Campbell, a one-time criminal justice student in Oklahoma City, considers Robbins to be a hero of sorts. It was songs like "You Gave Me a Mountain" and "Smokin' Cigarettes and Drinkin' Coffee Blues" that moved the child.

"As a (young) kid, music as just noise, like most kids," Campbell said. "I was too busy riding dirt bikes and playing Little League baseball."

But something in Robbins' voice called Campbell to attention. "One of the reasons I really got into Marty Robbins is because he didn't sing with a whole lot of twang in his voice," Campbell said. "He had a real smooth crooning voice. I wasn't familiar with that (style) in country music until I heard him sing."

"I don't have a whole lot of twang in my voice when I sing, so I think with Marty, he was a hero," Campbell said. "I knew I was a country singer, and that's the kind I want to be."

Also important to the growing boy was Johnny Cash, Ray Price, Patsy Cline and Tammy Wynette. "I was kind of drawn to people like Tammy Wynette," he said. "There's nobody, never has been, never will be - that sounds just like her."

"I love that old school stuff so much," he said. "Each artist sounds like 'that person" and there is no mistaking who it is."
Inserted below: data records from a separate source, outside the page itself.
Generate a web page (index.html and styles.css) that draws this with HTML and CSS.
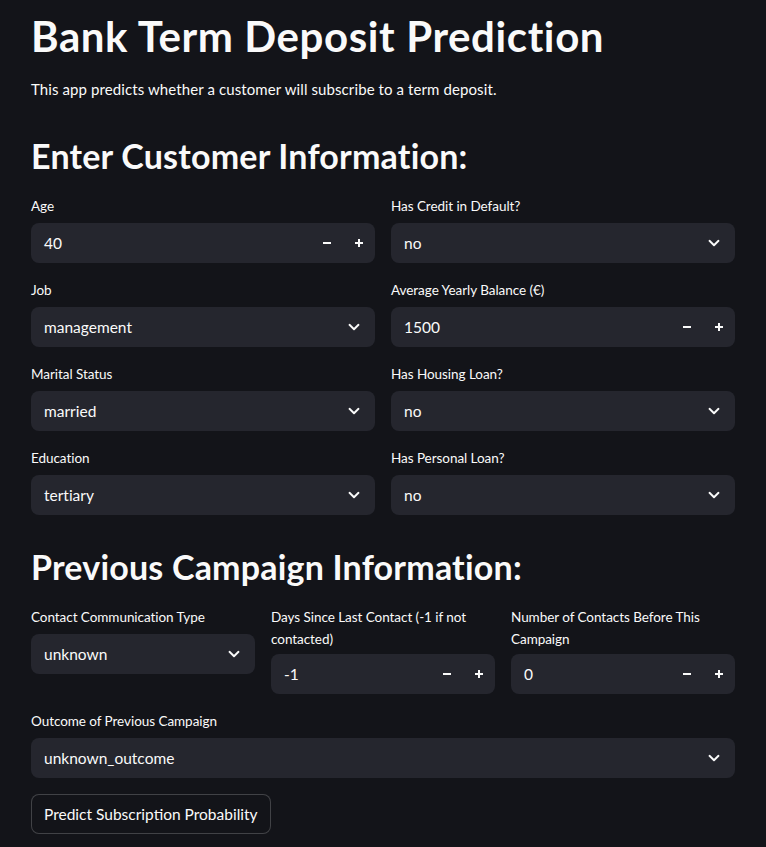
FILE: index.html
```html
<!DOCTYPE html>
<html lang="en">
<head>
<meta charset="utf-8">
<title>Bank Term Deposit Prediction</title>
<link rel="stylesheet" href="styles.css">
</head>
<body>
<main class="main">
  <h1 class="title">Bank Term Deposit Prediction</h1>
  <p class="intro">This app predicts whether a customer will subscribe to a term deposit.</p>

  <h2 class="section">Enter Customer Information:</h2>
  <div class="grid2">
    <div class="col">
      <div class="field">
        <div class="label">Age</div>
        <div class="box number"><span class="value">40</span>
          <span class="step"><svg width="10" height="10" viewBox="0 0 10 10"><path d="M1 5h8" stroke="#fafafa" stroke-width="2"/></svg></span>
          <span class="step"><svg width="10" height="10" viewBox="0 0 10 10"><path d="M1 5h8M5 1v8" stroke="#fafafa" stroke-width="2"/></svg></span>
        </div>
      </div>
      <div class="field">
        <div class="label">Job</div>
        <div class="box select"><span class="value">management</span>
          <span class="chev"><svg width="12" height="8" viewBox="0 0 12 8"><path d="M1.5 1.8L6 6.2l4.5-4.4" fill="none" stroke="#fafafa" stroke-width="1.9" stroke-linecap="round" stroke-linejoin="round"/></svg></span>
        </div>
      </div>
      <div class="field">
        <div class="label">Marital Status</div>
        <div class="box select"><span class="value">married</span>
          <span class="chev"><svg width="12" height="8" viewBox="0 0 12 8"><path d="M1.5 1.8L6 6.2l4.5-4.4" fill="none" stroke="#fafafa" stroke-width="1.9" stroke-linecap="round" stroke-linejoin="round"/></svg></span>
        </div>
      </div>
      <div class="field">
        <div class="label">Education</div>
        <div class="box select"><span class="value">tertiary</span>
          <span class="chev"><svg width="12" height="8" viewBox="0 0 12 8"><path d="M1.5 1.8L6 6.2l4.5-4.4" fill="none" stroke="#fafafa" stroke-width="1.9" stroke-linecap="round" stroke-linejoin="round"/></svg></span>
        </div>
      </div>
    </div>
    <div class="col">
      <div class="field">
        <div class="label">Has Credit in Default?</div>
        <div class="box select"><span class="value">no</span>
          <span class="chev"><svg width="12" height="8" viewBox="0 0 12 8"><path d="M1.5 1.8L6 6.2l4.5-4.4" fill="none" stroke="#fafafa" stroke-width="1.9" stroke-linecap="round" stroke-linejoin="round"/></svg></span>
        </div>
      </div>
      <div class="field">
        <div class="label">Average Yearly Balance (€)</div>
        <div class="box number"><span class="value">1500</span>
          <span class="step"><svg width="10" height="10" viewBox="0 0 10 10"><path d="M1 5h8" stroke="#fafafa" stroke-width="2"/></svg></span>
          <span class="step"><svg width="10" height="10" viewBox="0 0 10 10"><path d="M1 5h8M5 1v8" stroke="#fafafa" stroke-width="2"/></svg></span>
        </div>
      </div>
      <div class="field">
        <div class="label">Has Housing Loan?</div>
        <div class="box select"><span class="value">no</span>
          <span class="chev"><svg width="12" height="8" viewBox="0 0 12 8"><path d="M1.5 1.8L6 6.2l4.5-4.4" fill="none" stroke="#fafafa" stroke-width="1.9" stroke-linecap="round" stroke-linejoin="round"/></svg></span>
        </div>
      </div>
      <div class="field">
        <div class="label">Has Personal Loan?</div>
        <div class="box select"><span class="value">no</span>
          <span class="chev"><svg width="12" height="8" viewBox="0 0 12 8"><path d="M1.5 1.8L6 6.2l4.5-4.4" fill="none" stroke="#fafafa" stroke-width="1.9" stroke-linecap="round" stroke-linejoin="round"/></svg></span>
        </div>
      </div>
    </div>
  </div>

  <h2 class="section section-next">Previous Campaign Information:</h2>
  <div class="grid3">
    <div class="field">
      <div class="label">Contact Communication Type</div>
      <div class="box select"><span class="value">unknown</span>
        <span class="chev"><svg width="12" height="8" viewBox="0 0 12 8"><path d="M1.5 1.8L6 6.2l4.5-4.4" fill="none" stroke="#fafafa" stroke-width="1.9" stroke-linecap="round" stroke-linejoin="round"/></svg></span>
      </div>
    </div>
    <div class="field">
      <div class="label">Days Since Last Contact (-1 if not contacted)</div>
      <div class="box number"><span class="value">-1</span>
        <span class="step"><svg width="10" height="10" viewBox="0 0 10 10"><path d="M1 5h8" stroke="#fafafa" stroke-width="2"/></svg></span>
        <span class="step"><svg width="10" height="10" viewBox="0 0 10 10"><path d="M1 5h8M5 1v8" stroke="#fafafa" stroke-width="2"/></svg></span>
      </div>
    </div>
    <div class="field">
      <div class="label">Number of Contacts Before This Campaign</div>
      <div class="box number"><span class="value">0</span>
        <span class="step"><svg width="10" height="10" viewBox="0 0 10 10"><path d="M1 5h8" stroke="#fafafa" stroke-width="2"/></svg></span>
        <span class="step"><svg width="10" height="10" viewBox="0 0 10 10"><path d="M1 5h8M5 1v8" stroke="#fafafa" stroke-width="2"/></svg></span>
      </div>
    </div>
  </div>

  <div class="field outcome">
    <div class="label">Outcome of Previous Campaign</div>
    <div class="box select"><span class="value">unknown_outcome</span>
      <span class="chev"><svg width="12" height="8" viewBox="0 0 12 8"><path d="M1.5 1.8L6 6.2l4.5-4.4" fill="none" stroke="#fafafa" stroke-width="1.9" stroke-linecap="round" stroke-linejoin="round"/></svg></span>
    </div>
  </div>

  <button class="btn" type="button">Predict Subscription Probability</button>
</main>
</body>
</html>
```

FILE: styles.css
```css
html, body {
  margin: 0;
  padding: 0;
  background: #131419;
  color: #fafafa;
  font-family: Lato, "Noto Sans", sans-serif;
  font-variant-ligatures: none;
}

.main {
  padding: 10px 31px 0;
}

.title {
  margin: 0;
  font-size: 42px;
  line-height: 53px;
  font-weight: 700;
  letter-spacing: 0.6px;
}

.intro {
  margin: 14px 0 0;
  font-size: 15px;
  line-height: 25.6px;
  letter-spacing: 0.1px;
}

.section {
  margin: 31px 0 0;
  font-size: 34px;
  line-height: 43px;
  font-weight: 700;
  letter-spacing: 0.2px;
}

.section-next {
  margin-top: 30px;
}

.grid2 {
  margin-top: 18px;
  display: grid;
  grid-template-columns: 1fr 1fr;
  column-gap: 16px;
}

.col {
  display: flex;
  flex-direction: column;
  gap: 16px;
}

.grid3 {
  margin-top: 18px;
  display: grid;
  grid-template-columns: 1fr 1fr 1fr;
  column-gap: 16px;
  align-items: start;
}

.label {
  font-size: 13.5px;
  line-height: 22.4px;
  min-height: 24px;
  margin-bottom: 4px;
  letter-spacing: -0.05px;
}

.box {
  height: 40px;
  background: #25262e;
  border-radius: 8px;
  display: flex;
  align-items: center;
  font-size: 15.5px;
}

.value {
  flex: 1;
  padding-left: 13px;
}

.step {
  width: 32px;
  height: 40px;
  display: flex;
  align-items: center;
  justify-content: center;
}

.chev {
  width: 20px;
  margin-right: 11px;
  display: flex;
  justify-content: center;
  align-items: center;
}

.outcome {
  margin-top: 16px;
}

.btn {
  margin-top: 16px;
  height: 40px;
  padding: 0 12px;
  background: #131419;
  color: #fafafa;
  border: 1px solid rgba(250, 250, 250, 0.2);
  border-radius: 8px;
  font-family: inherit;
  font-size: 15.5px;
}
```
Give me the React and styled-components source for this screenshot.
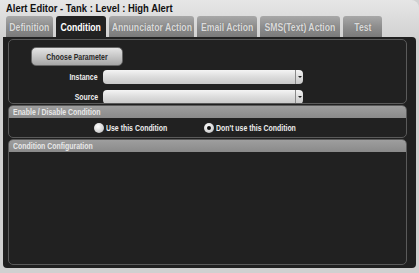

The distinctive harmonies of the Everly Brothers clinched it for the youngster, who claimed
they taught him how to sing.

Raised far from the maddening crowds of Music City in the wild, wild west where life takes a different slant is also a factor in Campbell's sound. When asked if he thought being raised on the other side of the Rockies mattered, Campbell said, "Yes, I think so. I wasn't raised in an area that had a real Southern drawl as far as people speaking. I never developed a lot of that...I have developed more of it since I've been in Nashville."

Campbell's brother, Spencer, a professional musician, early on encouraged his brother's vocal prowess. That led to participation in the Nickles during the 1980's, as well as trips to Nashville to visit his brother. During these trips, the younger Campbell developed the urge to write songs.

His move to Nashville signaled a time of both personal and professional growth. "This is an incredibly powerful town for me," Campbell said. "Just sitting in the Ryman last night listening to that Patsy Cline stuff...that's a real heavy thing for me. It's very intimidating and in some ways very scary. To jump into the same river with all of these great people..."

As for his artistic identity, Campbell said, "Well, there is some insecurity that goes with that. I think it's very important for me to come out and do what I feel comfortable with."

"I do think it's very important for artists to come out and be themselves (and) to figure out what they are before they jump into the stream of things," he said."It is important to our format, to country music," he said. "That's what country music has always been to me...I think it is important for artists to dress the way they feel comfortable, to sing the way they feel comfortable and to stand up and say, 'I may not sound like everybody else, but I am a country singer.'"

Campbell said he was "proud that I don't sound like everybody else. I don't go into my recording sessions and say, 'I'm going to be a rebel, I'm going to change the course of things...I don't do that at all. I just go in and pick songs and write songs and sing them the way I feel comfortable."

While success hasn't been easy or quick for the soft-spoken singer, he is philosophical. "Sometimes, it takes people a little while to get familiar with you and to learn to like what you are doing," he said.

"It's just like when you meet someone on the street," he said. "You're not instantly best friends with or even instantly ready to go to dinner with them. It may take you a little while to get to know that person. Hopefully, that's what will happen with my music."